WHAT THE TASK ASKS >> Identify all lines in the data containing the string "with". Copy them out.
________________________
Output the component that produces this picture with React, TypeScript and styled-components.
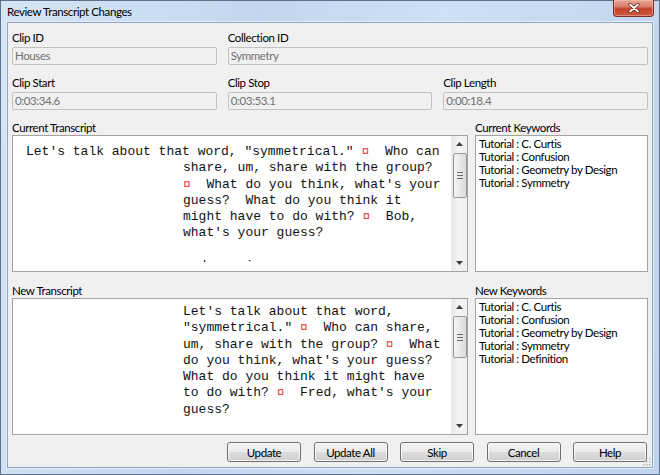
import React from 'react';
import styled, { createGlobalStyle } from 'styled-components';

const UI_FONT = `Lato, "Noto Sans", "Liberation Sans", sans-serif`;
const MONO_FONT = `"Liberation Mono", "DejaVu Sans Mono", monospace`;

const Global = createGlobalStyle`
  html, body { margin: 0; padding: 0; background: #ffffff; }
  body { font-family: ${UI_FONT}; }
  #root { width: 660px; height: 475px; }
`;

const Window = styled.div`
  width: 660px;
  height: 475px;
  box-sizing: border-box;
  display: flex;
  flex-direction: column;
  border: 1px solid #5c728e;
  background: linear-gradient(100deg, #d6e5f5 0%, #c2d7ef 35%, #cde0f4 60%, #bed4ec 100%);
  font-family: ${UI_FONT};
  font-size: 11.5px;
  letter-spacing: -0.4px;
  color: #000;
`;

const TitleBar = styled.div`
  height: 21px;
  display: flex;
  align-items: flex-start;
  padding-left: 6px;
  padding-right: 5px;
`;

const Title = styled.div`
  height: 21px;
  line-height: 22px;
  color: #000;
  flex: 1;
`;

const CloseButton = styled.div`
  width: 41px;
  height: 17px;
  margin-top: -1px;
  box-sizing: border-box;
  border: 1px solid #7a2f22;
  border-top: none;
  border-radius: 0 0 4px 4px;
  background: linear-gradient(to bottom, #e9a596 0%, #d8806c 40%, #c4432c 55%, #cf5a41 100%);
  display: flex;
  align-items: center;
  justify-content: center;
  box-shadow: inset 0 0 0 1px rgba(255, 200, 190, 0.45);
`;

const Client = styled.div`
  position: relative;
  flex: 1;
  margin: 0 6px 6px 6px;
  border: 1px solid #8ea5c1;
  box-shadow: 0 0 0 1px #e4edf8;
  background: #f0f0f0;
  padding: 7px 4px 5px 4px;
  display: flex;
  flex-direction: column;
`;

const FieldGrid = styled.div`
  display: grid;
  grid-template-columns: repeat(3, 1fr);
  column-gap: 11px;
  row-gap: 10px;
`;

const Field = styled.div<{ $span?: number }>`
  display: flex;
  flex-direction: column;
  grid-column: span ${(p) => p.$span ?? 1};
`;

const Label = styled.div<{ $gap?: number }>`
  height: 14px;
  line-height: 15px;
  margin-bottom: ${(p) => p.$gap ?? 3}px;
  color: #000;
  white-space: nowrap;
`;

const ReadOnlyBox = styled.div`
  height: 18px;
  box-sizing: border-box;
  border: 1px solid #c2c2c2;
  border-radius: 2px;
  background: #f0f0f0;
  padding-left: 2px;
  line-height: 16px;
  color: #707070;
`;

const PanelRow = styled.div<{ $top: number }>`
  display: grid;
  grid-template-columns: 1fr 173px;
  column-gap: 7px;
  margin-top: ${(p) => p.$top}px;
`;

const Panel = styled.div`
  display: flex;
  flex-direction: column;
`;

const TextBox = styled.div`
  height: 137px;
  box-sizing: border-box;
  border: 1px solid #a3a3a3;
  background: #ffffff;
  display: flex;
`;

const TranscriptBody = styled.div<{ $top: number; $clip?: number }>`
  flex: 1;
  align-self: flex-start;
  margin-top: ${(p) => p.$top}px;
  padding-left: 13px;
  height: ${(p) => (p.$clip ? `${p.$clip}px` : 'auto')};
  overflow: hidden;
  font-family: ${MONO_FONT};
  font-size: 13px;
  letter-spacing: 0;
  line-height: 16.3px;
  color: #111;
`;

const Line = styled.div<{ $indent: number }>`
  padding-left: ${(p) => p.$indent}px;
  white-space: pre;
  height: 16.3px;
`;

const Mark = styled.span`
  color: #e4403a;
`;

const ScrollBar = styled.div`
  width: 15px;
  display: flex;
  flex-direction: column;
  background: linear-gradient(to right, #e6e6e6, #f4f4f4 40%, #f0f0f0);
  border-left: 1px solid #ededed;
`;

const ArrowButton = styled.div`
  height: 16px;
  display: flex;
  align-items: center;
  justify-content: center;
`;

const Track = styled.div`
  flex: 1;
  display: flex;
  flex-direction: column;
  align-items: center;
`;

const Thumb = styled.div<{ $h: number }>`
  width: 14px;
  height: ${(p) => p.$h}px;
  margin-top: 1px;
  box-sizing: border-box;
  border: 1px solid #979797;
  border-radius: 2px;
  background: linear-gradient(to right, #f3f3f3, #e9e9e9 50%, #d9d9d9);
  display: flex;
  align-items: center;
  justify-content: center;
`;

const KeywordBox = styled.div`
  height: 137px;
  box-sizing: border-box;
  border: 1px solid #a3a3a3;
  background: #ffffff;
  padding: 1px 3px;
  overflow: hidden;
`;

const KeywordItem = styled.div`
  line-height: 13px;
  height: 13px;
  color: #000;
  white-space: nowrap;
`;

const ButtonRow = styled.div`
  margin-top: 7px;
  display: flex;
  justify-content: flex-end;
  gap: 12.5px;
  padding-right: 1px;
`;

const Button = styled.button`
  width: 74px;
  height: 20px;
  box-sizing: border-box;
  padding: 0;
  border: 1px solid #707070;
  border-radius: 3px;
  background: linear-gradient(to bottom, #f2f2f2 0%, #ebebeb 48%, #dddddd 52%, #cfcfcf 100%);
  box-shadow: inset 0 0 0 1px rgba(255, 255, 255, 0.7);
  font-family: ${UI_FONT};
  font-size: 11.5px;
  letter-spacing: -0.4px;
  color: #000;
  line-height: 17px;
`;

const Grip = styled.svg`
  position: absolute;
  right: 1px;
  bottom: 1px;
`;

function ArrowUp() {
  return (
    <svg width="7" height="4" viewBox="0 0 7 4">
      <path d="M0 4 L3.5 0 L7 4 Z" fill="#3c3c3c" />
    </svg>
  );
}

function ArrowDown() {
  return (
    <svg width="7" height="4" viewBox="0 0 7 4">
      <path d="M0 0 L3.5 4 L7 0 Z" fill="#3c3c3c" />
    </svg>
  );
}

function GripLines() {
  return (
    <svg width="6" height="7" viewBox="0 0 6 7">
      <path d="M0 0.5 H6 M0 3.5 H6 M0 6.5 H6" stroke="#6b6b6b" strokeWidth="1" />
    </svg>
  );
}

function VScroll({ thumb }: { thumb: number }) {
  return (
    <ScrollBar>
      <ArrowButton>
        <ArrowUp />
      </ArrowButton>
      <Track>
        <Thumb $h={thumb}>
          <GripLines />
        </Thumb>
      </Track>
      <ArrowButton>
        <ArrowDown />
      </ArrowButton>
    </ScrollBar>
  );
}

type Seg = string | { m: true };
const M: Seg = { m: true };

function renderLine(segs: Seg[]) {
  return segs.map((s, i) =>
    typeof s === 'string' ? <React.Fragment key={i}>{s}</React.Fragment> : <Mark key={i}>¤</Mark>
  );
}

const HANG = 157;

const currentLines: { indent: number; segs: Seg[] }[] = [
  { indent: 0, segs: [`Let's talk about that word, "symmetrical." `, M, `  Who can`] },
  { indent: HANG, segs: ['share, um, share with the group?'] },
  { indent: HANG, segs: [M, `  What do you think, what's your`] },
  { indent: HANG, segs: ['guess?  What do you think it'] },
  { indent: HANG, segs: ['might have to do with? ', M, '  Bob,'] },
  { indent: HANG, segs: [`what's your guess?`] },
  { indent: HANG, segs: [' '] },
  { indent: HANG, segs: ['and so, is'] },
];

const newLines: Seg[][] = [
  [`Let's talk about that word,`],
  [`"symmetrical." `, M, `  Who can share,`],
  ['um, share with the group? ', M, '  What'],
  [`do you think, what's your guess?`],
  ['What do you think it might have'],
  ['to do with? ', M, `  Fred, what's your`],
  ['guess?'],
];

const currentKeywords = [
  'Tutorial : C. Curtis',
  'Tutorial : Confusion',
  'Tutorial : Geometry by Design',
  'Tutorial : Symmetry',
];

const newKeywords = [...currentKeywords, 'Tutorial : Definition'];

export default function App() {
  return (
    <>
      <Global />
      <Window>
        <TitleBar>
          <Title>Review Transcript Changes</Title>
          <CloseButton>
            <svg width="12" height="10" viewBox="0 0 12 10">
              <path d="M2 1.5 L10 8.5 M10 1.5 L2 8.5" stroke="#5a1a10" strokeWidth="3.2" strokeLinecap="round" />
              <path d="M2 1.5 L10 8.5 M10 1.5 L2 8.5" stroke="#ffffff" strokeWidth="1.8" strokeLinecap="round" />
            </svg>
          </CloseButton>
        </TitleBar>
        <Client>
          <FieldGrid>
            <Field>
              <Label>Clip ID</Label>
              <ReadOnlyBox>Houses</ReadOnlyBox>
            </Field>
            <Field $span={2}>
              <Label>Collection ID</Label>
              <ReadOnlyBox>Symmetry</ReadOnlyBox>
            </Field>
            <Field>
              <Label>Clip Start</Label>
              <ReadOnlyBox>0:03:34.6</ReadOnlyBox>
            </Field>
            <Field>
              <Label>Clip Stop</Label>
              <ReadOnlyBox>0:03:53.1</ReadOnlyBox>
            </Field>
            <Field>
              <Label>Clip Length</Label>
              <ReadOnlyBox>0:00:18.4</ReadOnlyBox>
            </Field>
          </FieldGrid>

          <PanelRow $top={10}>
            <Panel>
              <Label $gap={1}>Current Transcript</Label>
              <TextBox>
                <TranscriptBody $top={8} $clip={118}>
                  {currentLines.map((l, i) => (
                    <Line key={i} $indent={l.indent}>
                      {renderLine(l.segs)}
                    </Line>
                  ))}
                </TranscriptBody>
                <VScroll thumb={45} />
              </TextBox>
            </Panel>
            <Panel>
              <Label $gap={1}>Current Keywords</Label>
              <KeywordBox>
                {currentKeywords.map((k) => (
                  <KeywordItem key={k}>{k}</KeywordItem>
                ))}
              </KeywordBox>
            </Panel>
          </PanelRow>

          <PanelRow $top={11}>
            <Panel>
              <Label $gap={1}>New Transcript</Label>
              <TextBox>
                <TranscriptBody $top={5}>
                  {newLines.map((segs, i) => (
                    <Line key={i} $indent={HANG}>
                      {renderLine(segs)}
                    </Line>
                  ))}
                </TranscriptBody>
                <VScroll thumb={42} />
              </TextBox>
            </Panel>
            <Panel>
              <Label $gap={1}>New Keywords</Label>
              <KeywordBox>
                {newKeywords.map((k) => (
                  <KeywordItem key={k}>{k}</KeywordItem>
                ))}
              </KeywordBox>
            </Panel>
          </PanelRow>

          <ButtonRow>
            <Button>Update</Button>
            <Button>Update All</Button>
            <Button>Skip</Button>
            <Button>Cancel</Button>
            <Button>Help</Button>
          </ButtonRow>

          <Grip width="8" height="8" viewBox="0 0 8 8">
            <rect x="6" y="0" width="1.5" height="1.5" fill="#b5b5b5" />
            <rect x="3" y="3" width="1.5" height="1.5" fill="#b5b5b5" />
            <rect x="6" y="3" width="1.5" height="1.5" fill="#b5b5b5" />
            <rect x="0" y="6" width="1.5" height="1.5" fill="#b5b5b5" />
            <rect x="3" y="6" width="1.5" height="1.5" fill="#b5b5b5" />
            <rect x="6" y="6" width="1.5" height="1.5" fill="#b5b5b5" />
          </Grip>
        </Client>
      </Window>
    </>
  );
}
________________________
OUTPUT BELOW >>
Output the component that produces this picture with React, TypeScript and styled-components.
  { indent: HANG, segs: ['share, um, share with the group?'] },
  { indent: HANG, segs: ['might have to do with? ', M, '  Bob,'] },
  ['um, share with the group? ', M, '  What'],
  ['to do with? ', M, `  Fred, what's your`],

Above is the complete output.